If you look at all the datasets that are published, the up-regulated and down-regulated genes are well balanced. What we noticed in many of the microRNA datasets we could analyze is that existing normalization methods biased the results toward the identification of more up-regulated or more down-regulated microRNAs.That is simply incorrect … [and] our new method does a much better job in finding the true positives and balancing the down-regulated versus the up-regulated genes.
Have any other groups used this method and gotten the same results?
We actually are acting as a core facility in our university, so we've done a lot of collaborations in different fields … and these [collaborators] followed the same approach we developed to do the normalization. They, too, can confirm that mean expression normalization is definitely much better than the previously accepted method of using small nuclear or nucleolar RNAs.
I'm not aware of any other method that actually does something similar except from one on mRNA normalization [in a] paper that was recently published by John Quakenbush [at the Harvard School of Public Health]. To a much lesser extent, [he and colleagues] have evaluated the problem, too, of high dimensional RT-qPCR data and came up with the conclusion that it’s better to rely on all the expressed values instead of single controls.
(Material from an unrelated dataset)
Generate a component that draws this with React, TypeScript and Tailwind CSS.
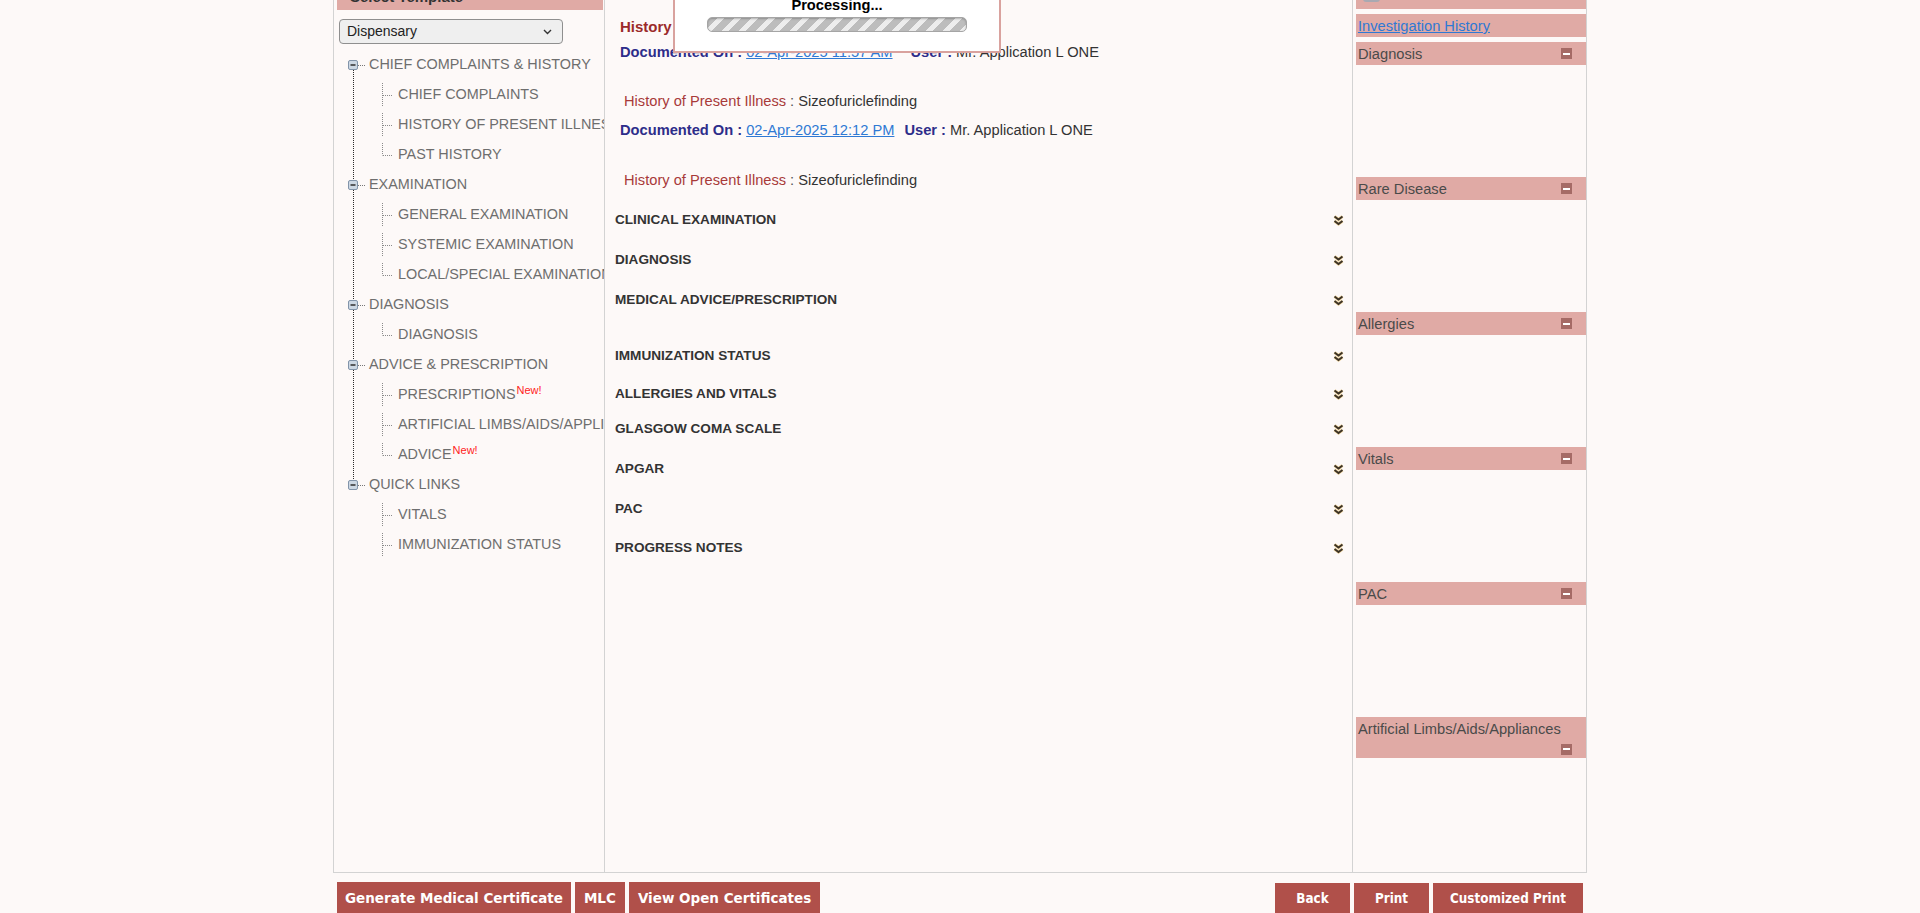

This paper came out while our study was under review.
At this point, is there additional work being done with this method?
I'd like to note that when presenting this method to people at scientific conferences, I often hear the comment that it's impossible to use the mean expression value because [those particular researchers] are not interested in all microRNAs.
It's very important to realize that our method only works if you measure the expression of a lot of microRNAs, an unbiased set of microRNAs, so that you can be pretty certain the actual mean expression value is an unbiased value for the input amount.
One workaround to this is to set up a pilot experiment, which we explained in the paper … in which you measure all microRNAs, or as many as possible, and you determine the mean. Then, you look for microRNAs with an expression pattern across your samples that is very similar to the mean.
We are now following up on this with collaborators to be sure that in validation studies this works very well.
Coming back to your question, do we stop here? No. In collaboration with Applied Biosystems, we are analyzing a huge dataset that [the company] has prepared and in which the expression of over 1,000 different mature human microRNAs in 40 different human tissues has been measured.
With them, we're doing an analysis, and preliminary results confirm that mean expression normalization does work very well when dealing with such a huge and complex heterogeneous dataset. We will try to finalize this during the summer.
I'd also like to mention one small point to consider, which is that most of the software to do real-time PCR analysis is not compatible yet with this method. Our group has been a crusader for 10 years to convince people to use more than one reference gene for coding mRNA normalization. Finally, people are actually doing this and software is finally available to use multiple reference genes.
But here, we don't talk about multiple reference genes, we talk about all the genes. So we still await modifications of [existing] software that can do the calculations for the scientist.
Our own software [available from BioGazelle], qBase Plus, is fully compatible and can be used to apply this new method, but I'm sure in the near future all the other software out there to do gene-expression analysis will be compatible.